[REQUIRED TASK] Give back the full listing verbatim, apart from its images.
--- Start ---
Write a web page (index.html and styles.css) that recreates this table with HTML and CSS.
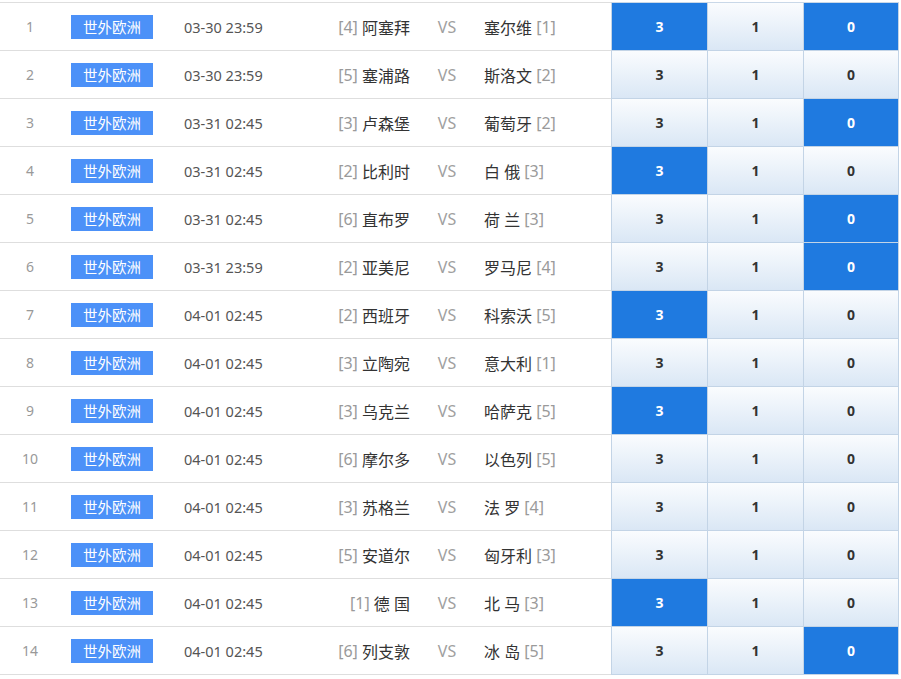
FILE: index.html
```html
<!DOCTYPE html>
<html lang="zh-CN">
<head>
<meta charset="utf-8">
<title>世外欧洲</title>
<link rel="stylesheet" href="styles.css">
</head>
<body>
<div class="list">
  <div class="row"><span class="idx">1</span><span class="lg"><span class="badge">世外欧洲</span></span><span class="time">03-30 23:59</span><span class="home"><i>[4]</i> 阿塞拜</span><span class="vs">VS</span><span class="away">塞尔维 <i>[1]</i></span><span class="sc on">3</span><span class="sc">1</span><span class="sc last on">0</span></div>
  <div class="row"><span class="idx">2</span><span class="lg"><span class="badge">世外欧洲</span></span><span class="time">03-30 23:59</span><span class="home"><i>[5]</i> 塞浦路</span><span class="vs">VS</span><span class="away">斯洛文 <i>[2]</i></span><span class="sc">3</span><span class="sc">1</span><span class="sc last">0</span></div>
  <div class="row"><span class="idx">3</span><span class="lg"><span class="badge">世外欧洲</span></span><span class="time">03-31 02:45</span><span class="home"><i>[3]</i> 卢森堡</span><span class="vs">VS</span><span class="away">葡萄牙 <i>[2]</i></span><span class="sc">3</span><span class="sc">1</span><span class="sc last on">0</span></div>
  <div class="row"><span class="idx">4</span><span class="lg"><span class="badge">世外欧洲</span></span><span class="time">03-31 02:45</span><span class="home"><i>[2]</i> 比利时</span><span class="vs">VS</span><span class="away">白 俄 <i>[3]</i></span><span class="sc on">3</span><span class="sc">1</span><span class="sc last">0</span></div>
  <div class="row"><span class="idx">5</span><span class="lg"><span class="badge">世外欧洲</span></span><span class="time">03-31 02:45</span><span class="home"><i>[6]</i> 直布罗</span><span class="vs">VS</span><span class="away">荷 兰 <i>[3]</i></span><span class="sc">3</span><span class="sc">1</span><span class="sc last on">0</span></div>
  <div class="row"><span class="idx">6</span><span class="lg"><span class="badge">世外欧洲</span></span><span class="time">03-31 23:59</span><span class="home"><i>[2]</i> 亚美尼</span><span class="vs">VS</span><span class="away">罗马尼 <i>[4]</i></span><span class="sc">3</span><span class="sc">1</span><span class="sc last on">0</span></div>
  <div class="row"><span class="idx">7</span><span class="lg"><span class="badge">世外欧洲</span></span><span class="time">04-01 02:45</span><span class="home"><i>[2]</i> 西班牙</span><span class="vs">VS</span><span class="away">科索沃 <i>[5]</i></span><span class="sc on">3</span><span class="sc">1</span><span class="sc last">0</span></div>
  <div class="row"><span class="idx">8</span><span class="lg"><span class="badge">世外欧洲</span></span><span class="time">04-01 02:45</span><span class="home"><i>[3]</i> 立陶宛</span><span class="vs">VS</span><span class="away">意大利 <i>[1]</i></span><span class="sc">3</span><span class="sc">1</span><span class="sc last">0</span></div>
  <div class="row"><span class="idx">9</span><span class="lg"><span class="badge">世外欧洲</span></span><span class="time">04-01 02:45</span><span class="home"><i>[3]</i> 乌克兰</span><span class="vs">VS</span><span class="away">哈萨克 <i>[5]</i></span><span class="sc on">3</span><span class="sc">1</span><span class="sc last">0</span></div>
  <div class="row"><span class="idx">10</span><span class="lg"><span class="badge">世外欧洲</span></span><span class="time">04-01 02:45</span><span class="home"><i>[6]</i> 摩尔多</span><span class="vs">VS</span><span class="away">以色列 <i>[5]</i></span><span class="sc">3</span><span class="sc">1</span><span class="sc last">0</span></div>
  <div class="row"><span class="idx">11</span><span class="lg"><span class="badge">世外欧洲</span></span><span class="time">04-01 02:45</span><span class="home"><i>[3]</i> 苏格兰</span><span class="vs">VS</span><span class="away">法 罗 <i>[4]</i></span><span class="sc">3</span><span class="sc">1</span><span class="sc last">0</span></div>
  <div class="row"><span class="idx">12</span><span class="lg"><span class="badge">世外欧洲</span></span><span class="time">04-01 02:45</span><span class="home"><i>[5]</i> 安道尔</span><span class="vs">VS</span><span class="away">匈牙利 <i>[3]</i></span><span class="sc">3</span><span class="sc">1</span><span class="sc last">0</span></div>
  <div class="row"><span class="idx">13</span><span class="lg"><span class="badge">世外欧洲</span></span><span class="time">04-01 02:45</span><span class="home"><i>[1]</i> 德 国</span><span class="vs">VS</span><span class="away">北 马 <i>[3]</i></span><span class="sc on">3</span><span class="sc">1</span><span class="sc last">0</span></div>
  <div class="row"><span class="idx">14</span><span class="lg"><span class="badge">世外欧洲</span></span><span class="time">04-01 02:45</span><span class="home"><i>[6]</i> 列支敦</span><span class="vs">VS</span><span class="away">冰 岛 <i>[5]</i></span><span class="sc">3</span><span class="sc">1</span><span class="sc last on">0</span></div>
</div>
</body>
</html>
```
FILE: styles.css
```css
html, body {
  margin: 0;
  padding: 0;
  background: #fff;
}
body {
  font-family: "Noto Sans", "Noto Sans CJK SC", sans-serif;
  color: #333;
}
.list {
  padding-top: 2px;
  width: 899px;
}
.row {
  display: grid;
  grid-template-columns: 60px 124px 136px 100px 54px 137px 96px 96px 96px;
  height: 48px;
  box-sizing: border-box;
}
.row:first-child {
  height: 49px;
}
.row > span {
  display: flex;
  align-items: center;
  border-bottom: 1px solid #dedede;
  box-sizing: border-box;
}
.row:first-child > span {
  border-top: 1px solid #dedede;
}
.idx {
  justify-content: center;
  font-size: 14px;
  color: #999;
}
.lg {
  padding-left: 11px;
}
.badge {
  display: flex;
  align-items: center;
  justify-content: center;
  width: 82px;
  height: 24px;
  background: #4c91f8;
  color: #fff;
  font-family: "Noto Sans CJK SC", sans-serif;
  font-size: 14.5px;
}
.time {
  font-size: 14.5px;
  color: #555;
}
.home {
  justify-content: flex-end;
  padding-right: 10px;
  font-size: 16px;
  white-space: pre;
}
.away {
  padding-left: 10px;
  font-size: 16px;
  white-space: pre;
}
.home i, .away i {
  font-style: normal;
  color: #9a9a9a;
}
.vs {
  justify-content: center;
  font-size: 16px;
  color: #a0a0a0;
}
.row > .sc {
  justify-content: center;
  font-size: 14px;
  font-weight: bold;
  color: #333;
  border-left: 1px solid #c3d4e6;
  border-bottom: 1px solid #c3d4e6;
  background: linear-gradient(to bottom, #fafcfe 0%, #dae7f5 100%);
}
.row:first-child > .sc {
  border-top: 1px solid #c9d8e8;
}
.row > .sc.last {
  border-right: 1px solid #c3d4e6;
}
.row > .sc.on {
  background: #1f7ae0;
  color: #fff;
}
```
--- End ---
[ANSWER]
Write a web page (index.html and styles.css) that recreates this table with HTML and CSS.
FILE: index.html
```html
<!DOCTYPE html>
<html lang="zh-CN">
<head>
<meta charset="utf-8">
<title>世外欧洲</title>
<link rel="stylesheet" href="styles.css">
</head>
<body>
<div class="list">
  <div class="row"><span class="idx">1</span><span class="lg"><span class="badge">世外欧洲</span></span><span class="time">03-30 23:59</span><span class="home"><i>[4]</i> 阿塞拜</span><span class="vs">VS</span><span class="away">塞尔维 <i>[1]</i></span><span class="sc on">3</span><span class="sc">1</span><span class="sc last on">0</span></div>
  <div class="row"><span class="idx">2</span><span class="lg"><span class="badge">世外欧洲</span></span><span class="time">03-30 23:59</span><span class="home"><i>[5]</i> 塞浦路</span><span class="vs">VS</span><span class="away">斯洛文 <i>[2]</i></span><span class="sc">3</span><span class="sc">1</span><span class="sc last">0</span></div>
  <div class="row"><span class="idx">3</span><span class="lg"><span class="badge">世外欧洲</span></span><span class="time">03-31 02:45</span><span class="home"><i>[3]</i> 卢森堡</span><span class="vs">VS</span><span class="away">葡萄牙 <i>[2]</i></span><span class="sc">3</span><span class="sc">1</span><span class="sc last on">0</span></div>
  <div class="row"><span class="idx">4</span><span class="lg"><span class="badge">世外欧洲</span></span><span class="time">03-31 02:45</span><span class="home"><i>[2]</i> 比利时</span><span class="vs">VS</span><span class="away">白 俄 <i>[3]</i></span><span class="sc on">3</span><span class="sc">1</span><span class="sc last">0</span></div>
  <div class="row"><span class="idx">5</span><span class="lg"><span class="badge">世外欧洲</span></span><span class="time">03-31 02:45</span><span class="home"><i>[6]</i> 直布罗</span><span class="vs">VS</span><span class="away">荷 兰 <i>[3]</i></span><span class="sc">3</span><span class="sc">1</span><span class="sc last on">0</span></div>
  <div class="row"><span class="idx">6</span><span class="lg"><span class="badge">世外欧洲</span></span><span class="time">03-31 23:59</span><span class="home"><i>[2]</i> 亚美尼</span><span class="vs">VS</span><span class="away">罗马尼 <i>[4]</i></span><span class="sc">3</span><span class="sc">1</span><span class="sc last on">0</span></div>
  <div class="row"><span class="idx">7</span><span class="lg"><span class="badge">世外欧洲</span></span><span class="time">04-01 02:45</span><span class="home"><i>[2]</i> 西班牙</span><span class="vs">VS</span><span class="away">科索沃 <i>[5]</i></span><span class="sc on">3</span><span class="sc">1</span><span class="sc last">0</span></div>
  <div class="row"><span class="idx">8</span><span class="lg"><span class="badge">世外欧洲</span></span><span class="time">04-01 02:45</span><span class="home"><i>[3]</i> 立陶宛</span><span class="vs">VS</span><span class="away">意大利 <i>[1]</i></span><span class="sc">3</span><span class="sc">1</span><span class="sc last">0</span></div>
  <div class="row"><span class="idx">9</span><span class="lg"><span class="badge">世外欧洲</span></span><span class="time">04-01 02:45</span><span class="home"><i>[3]</i> 乌克兰</span><span class="vs">VS</span><span class="away">哈萨克 <i>[5]</i></span><span class="sc on">3</span><span class="sc">1</span><span class="sc last">0</span></div>
  <div class="row"><span class="idx">10</span><span class="lg"><span class="badge">世外欧洲</span></span><span class="time">04-01 02:45</span><span class="home"><i>[6]</i> 摩尔多</span><span class="vs">VS</span><span class="away">以色列 <i>[5]</i></span><span class="sc">3</span><span class="sc">1</span><span class="sc last">0</span></div>
  <div class="row"><span class="idx">11</span><span class="lg"><span class="badge">世外欧洲</span></span><span class="time">04-01 02:45</span><span class="home"><i>[3]</i> 苏格兰</span><span class="vs">VS</span><span class="away">法 罗 <i>[4]</i></span><span class="sc">3</span><span class="sc">1</span><span class="sc last">0</span></div>
  <div class="row"><span class="idx">12</span><span class="lg"><span class="badge">世外欧洲</span></span><span class="time">04-01 02:45</span><span class="home"><i>[5]</i> 安道尔</span><span class="vs">VS</span><span class="away">匈牙利 <i>[3]</i></span><span class="sc">3</span><span class="sc">1</span><span class="sc last">0</span></div>
  <div class="row"><span class="idx">13</span><span class="lg"><span class="badge">世外欧洲</span></span><span class="time">04-01 02:45</span><span class="home"><i>[1]</i> 德 国</span><span class="vs">VS</span><span class="away">北 马 <i>[3]</i></span><span class="sc on">3</span><span class="sc">1</span><span class="sc last">0</span></div>
  <div class="row"><span class="idx">14</span><span class="lg"><span class="badge">世外欧洲</span></span><span class="time">04-01 02:45</span><span class="home"><i>[6]</i> 列支敦</span><span class="vs">VS</span><span class="away">冰 岛 <i>[5]</i></span><span class="sc">3</span><span class="sc">1</span><span class="sc last on">0</span></div>
</div>
</body>
</html>
```
FILE: styles.css
```css
html, body {
  margin: 0;
  padding: 0;
  background: #fff;
}
body {
  font-family: "Noto Sans", "Noto Sans CJK SC", sans-serif;
  color: #333;
}
.list {
  padding-top: 2px;
  width: 899px;
}
.row {
  display: grid;
  grid-template-columns: 60px 124px 136px 100px 54px 137px 96px 96px 96px;
  height: 48px;
  box-sizing: border-box;
}
.row:first-child {
  height: 49px;
}
.row > span {
  display: flex;
  align-items: center;
  border-bottom: 1px solid #dedede;
  box-sizing: border-box;
}
.row:first-child > span {
  border-top: 1px solid #dedede;
}
.idx {
  justify-content: center;
  font-size: 14px;
  color: #999;
}
.lg {
  padding-left: 11px;
}
.badge {
  display: flex;
  align-items: center;
  justify-content: center;
  width: 82px;
  height: 24px;
  background: #4c91f8;
  color: #fff;
  font-family: "Noto Sans CJK SC", sans-serif;
  font-size: 14.5px;
}
.time {
  font-size: 14.5px;
  color: #555;
}
.home {
  justify-content: flex-end;
  padding-right: 10px;
  font-size: 16px;
  white-space: pre;
}
.away {
  padding-left: 10px;
  font-size: 16px;
  white-space: pre;
}
.home i, .away i {
  font-style: normal;
  color: #9a9a9a;
}
.vs {
  justify-content: center;
  font-size: 16px;
  color: #a0a0a0;
}
.row > .sc {
  justify-content: center;
  font-size: 14px;
  font-weight: bold;
  color: #333;
  border-left: 1px solid #c3d4e6;
  border-bottom: 1px solid #c3d4e6;
  background: linear-gradient(to bottom, #fafcfe 0%, #dae7f5 100%);
}
.row:first-child > .sc {
  border-top: 1px solid #c9d8e8;
}
.row > .sc.last {
  border-right: 1px solid #c3d4e6;
}
.row > .sc.on {
  background: #1f7ae0;
  color: #fff;
}
```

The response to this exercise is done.